With Juneteenth’s commemoration of the abolition of slavery arriving at a precipitous moment in American History, not a moment was lost in organizing celebrations, remembrances, and challenges to find solutions to 150 years of Black inequality.
Fueled also by the recent police killing of George Floyd and the worldwide racial justice movement, Juneteenth has become a commemorative holiday transformed by a cultural shift, a reckoning with the country’s legacy racial discrimination.
Chestertown rose to the occasion by hosting “We Stand-Day of Agreement” rally at Fountain Park on Friday, followed by “It’s Time For a Change” rally on Saturday during which the “Tapestry for Change” project was introduced and spontaneously woven by community members.
Friday’s rally opened with a welcome statement by Mayor Chris Cerino. John Queen, President of Bayside H.O.Y.A.S. and Chairman of the Black Union for Kent County introduced community speakers: Georgia Rickloff, Keegan Cardoza, Sarah Herron, Megan Jacquet, Gordon Wallace, Kawndrey Wilson, YVNG SWAG and included a poetry reading by Beth Dulin and a live performance by the Dell Foxx Company (the background music on this video).
The rally was sponsored by the Town of Chestertown, Bayside H.O.Y.A.S, Chestertown RiverArts, James Taylor Lynching Remembrance Coalition, Chesapeake Heartland: An African American Project.

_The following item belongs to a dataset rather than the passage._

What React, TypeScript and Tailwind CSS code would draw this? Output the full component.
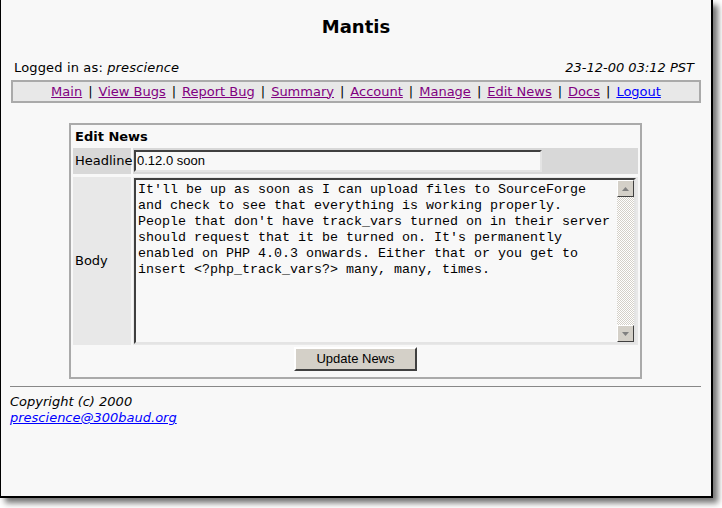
import React from 'react'

const navLinks = [
  { label: 'Main', visited: true },
  { label: 'View Bugs', visited: true },
  { label: 'Report Bug', visited: true },
  { label: 'Summary', visited: true },
  { label: 'Account', visited: true },
  { label: 'Manage', visited: true },
  { label: 'Edit News', visited: true },
  { label: 'Docs', visited: true },
  { label: 'Logout', visited: false },
]

const bodyLines = [
  "It'll be up as soon as I can upload files to SourceForge",
  'and check to see that everything is working properly.',
  "People that don't have track_vars turned on in their server",
  "should request that it be turned on. It's permanently",
  'enabled on PHP 4.0.3 onwards. Either that or you get to',
  'insert <?php_track_vars?> many, many, times.',
]

function Arrow({ up }: { up?: boolean }) {
  return (
    <div className="w-[17px] h-[17px] bg-[#d4d0c8] border border-t-white border-l-white border-r-[#404040] border-b-[#404040] flex items-center justify-center">
      <svg width="7" height="4" viewBox="0 0 7 4">
        <path d={up ? 'M3.5 0 L7 4 L0 4 Z' : 'M0 0 L7 0 L3.5 4 Z'} fill="#808080" />
      </svg>
    </div>
  )
}

export default function App() {
  return (
    <div className="w-[722px] h-[508px] bg-white overflow-hidden">
      <div className="w-[713px] h-[498px] bg-[#f8f8f8] border-l border-r-2 border-b-2 border-black shadow-[5px_5px_6px_rgba(0,0,0,0.55)] flex flex-col font-['DejaVu_Sans',sans-serif] text-[13px] text-black">
        {/* header */}
        <div className="mt-[16px] text-center text-[18px] leading-[22px] font-bold">Mantis</div>

        <div className="mt-[22px] flex justify-between pl-[13px] pr-[17px] leading-[16px]">
          <span className="tracking-[0.15px]">
            Logged in as: <i>prescience</i>
          </span>
          <i>23-12-00 03:12 PST</i>
        </div>

        <div className="mt-[4px] ml-[10px] w-[690px] h-[23px] border-2 border-[#aaaaaa] bg-[#e8e8e8] flex items-center justify-center leading-[18px]">
          {navLinks.map((l, i) => (
            <span key={l.label} className="whitespace-pre">
              {i > 0 && <span className="mx-[6px]">|</span>}
              <a href="#" className={`underline ${l.visited ? 'text-[#800080]' : 'text-[#0000ff]'}`}>
                {l.label}
              </a>
            </span>
          ))}
        </div>

        {/* edit news */}
        <div className="mt-[20px] ml-[68px] w-[573px] h-[256px] border-2 border-[#aaaaaa] px-[2px] flex flex-col">
          <div className="pt-[4px] pb-[3px] pl-[2px] leading-[16px] font-bold">Edit News</div>

          <div className="flex gap-[2px] h-[26px]">
            <div className="w-[58px] bg-[#d8d8d8] pl-[2px] flex items-center">Headline</div>
            <div className="flex-1 bg-[#d8d8d8] flex items-center pl-[1px]">
              <div className="w-[408px] h-[22px] border-2 border-t-[#404040] border-l-[#404040] border-r-[#e4e4e4] border-b-[#e4e4e4] bg-[#f8f8f8] flex items-center pl-[1px] font-['Liberation_Sans',sans-serif] text-[13px]">
                0.12.0 soon
              </div>
            </div>
          </div>

          <div className="flex gap-[2px] h-[168px] mt-[3px]">
            <div className="w-[58px] bg-[#e8e8e8] pl-[2px] flex items-center">Body</div>
            <div className="flex-1 bg-[#e8e8e8] pl-[1px] pt-[1px]">
              <div className="w-[502px] h-[166px] border-2 border-t-[#404040] border-l-[#404040] border-r-[#e4e4e4] border-b-[#e4e4e4] bg-[#f8f8f8] flex">
                <div className="flex-1 pl-[2px] pt-[2px] font-['Liberation_Mono',monospace] text-[13.33px] leading-[16px] whitespace-pre">
                  {bodyLines.join('\n')}
                </div>
                <div className="w-[17px] flex flex-col bg-[repeating-conic-gradient(#d4d0c8_0%_25%,#ffffff_0%_50%)] bg-[length:2px_2px]">
                  <Arrow up />
                  <div className="flex-1" />
                  <Arrow />
                </div>
              </div>
            </div>
          </div>

          <div className="flex justify-center mt-[2px]">
            <button className="w-[123px] h-[24px] bg-[#d4d0c8] border-2 border-t-white border-l-white border-r-[#404040] border-b-[#404040] font-['Liberation_Sans',sans-serif] text-[13px] leading-[18px]">
              Update News
            </button>
          </div>
        </div>

        {/* footer */}
        <hr className="mt-[7px] ml-[9px] mr-[10px] border-t border-[#888888]" />
        <div className="mt-[7px] ml-[9px] leading-[16px] italic">
          <div>Copyright (c) 2000</div>
          <a href="#" className="underline text-[#0000ff]">
            prescience@300baud.org
          </a>
        </div>
      </div>
    </div>
  )
}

Saturday’s “It’s Time for Change” rally at Fountain Park showcased the following Speakers: State’s Attorney Bryan DiGregory and Councilman Ellsworth Tolliver. Music by: Bob and Pam Ortiz, Yvette Hynson, Donny Live, Fredy Granillo, and Philip Dutton. A Spoken Word performance was given by Tevi Ann Swinson. The “Tapestry For Change” to celebrate Juneteenth and demand change was promoted by the Kent Cultural Alliance, and the Social Action for racial Justice presented a list of local policing reforms for the county and municipalities.
The Social Action Committee for Racial Justice has posted police reform demands presented to the Kent County Commissioners and the Town Mayor. Find them here.
John Queen offered the final challenge to the community by asking, “Are we going to go home and forget this even happened?”